2. Veiller à ce que l’IA améliore – et non remplace – la connexion humaine

Les inquiétudes concernant la diminution des relations personnelles par l’IA sont réelles. Les organismes de bienfaisance devraient concevoir l’IA comme un outil qui améliore – et non remplace – l’interaction humaine. Par exemple, l’automatisation des tâches administratives peut libérer le personnel pour qu’il se concentre davantage sur l’engagement direct auprès de la communauté.

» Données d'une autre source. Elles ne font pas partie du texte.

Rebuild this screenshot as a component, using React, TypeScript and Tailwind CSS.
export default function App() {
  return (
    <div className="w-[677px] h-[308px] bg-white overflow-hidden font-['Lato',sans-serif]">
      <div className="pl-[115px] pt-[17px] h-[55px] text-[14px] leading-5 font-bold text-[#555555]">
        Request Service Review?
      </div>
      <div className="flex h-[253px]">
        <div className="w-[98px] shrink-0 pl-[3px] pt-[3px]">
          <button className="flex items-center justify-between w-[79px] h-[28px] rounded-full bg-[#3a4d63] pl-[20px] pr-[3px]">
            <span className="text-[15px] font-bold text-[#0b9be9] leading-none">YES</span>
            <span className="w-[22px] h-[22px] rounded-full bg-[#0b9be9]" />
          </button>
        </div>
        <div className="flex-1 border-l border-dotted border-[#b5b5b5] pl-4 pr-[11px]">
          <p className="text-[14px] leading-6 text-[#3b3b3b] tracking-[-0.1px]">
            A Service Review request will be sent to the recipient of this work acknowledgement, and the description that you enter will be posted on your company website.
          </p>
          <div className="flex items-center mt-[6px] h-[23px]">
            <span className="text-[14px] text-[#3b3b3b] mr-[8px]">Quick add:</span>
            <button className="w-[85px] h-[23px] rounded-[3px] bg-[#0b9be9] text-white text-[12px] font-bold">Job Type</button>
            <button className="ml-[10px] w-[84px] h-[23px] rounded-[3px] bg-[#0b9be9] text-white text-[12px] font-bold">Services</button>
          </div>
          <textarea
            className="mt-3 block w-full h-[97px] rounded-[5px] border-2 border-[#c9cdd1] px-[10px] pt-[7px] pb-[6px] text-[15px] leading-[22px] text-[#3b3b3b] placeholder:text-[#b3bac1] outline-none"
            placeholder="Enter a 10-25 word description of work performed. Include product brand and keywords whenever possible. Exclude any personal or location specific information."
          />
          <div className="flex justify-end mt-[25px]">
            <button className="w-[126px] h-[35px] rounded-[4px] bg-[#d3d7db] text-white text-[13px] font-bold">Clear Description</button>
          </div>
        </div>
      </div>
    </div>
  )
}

3. Améliorer l’accès et le soutien à la mise en œuvre de l’IA

Les organismes de bienfaisance de petite et de moyenne taille font face à des obstacles réels à l’adoption de l’IA, qu’il s’agisse de contraintes financières ou d’une expertise technique limitée. De nombreux répondants à l’enquête ont demandé plus d’éducation, de formation pratique et de partenariats pour combler ce fossé :

“Learning opportunities; educational opportunities on how they could work for our organization; all of which comes with a financial cost we don’t have the money for unfortunately.”
“Nous avons besoin des formations avec des experts capables de vulgariser le sujet. Nos sources d’information sur le sujet sont limitées et notre compréhension l’est aussi.”

Pour remédier à ces disparités, les bailleurs de fonds et les leaders du secteur devraient investir dans des formations accessibles, l’apprentissage par les pairs et des outils peu coûteux, afin de garantir que les avantages de l’IA soient partagés par l’ensemble de l’écosystème caritatif.

Conclusion

L’IA présente de réelles opportunités pour le secteur caritatif, qu’il s’agisse de rationaliser les opérations ou d’accroître l’impact. Mais son intégration doit être réfléchie, équitable et transparente. L’optimisme prudent manifesté par les organismes caritatifs et le public témoigne d’un intérêt croissant pour les possibilités offertes par l’IA, ainsi que d’un appel clair en faveur d’une mise en œuvre éthique qui maintient le lien humain au cœur du travail des organismes caritatifs.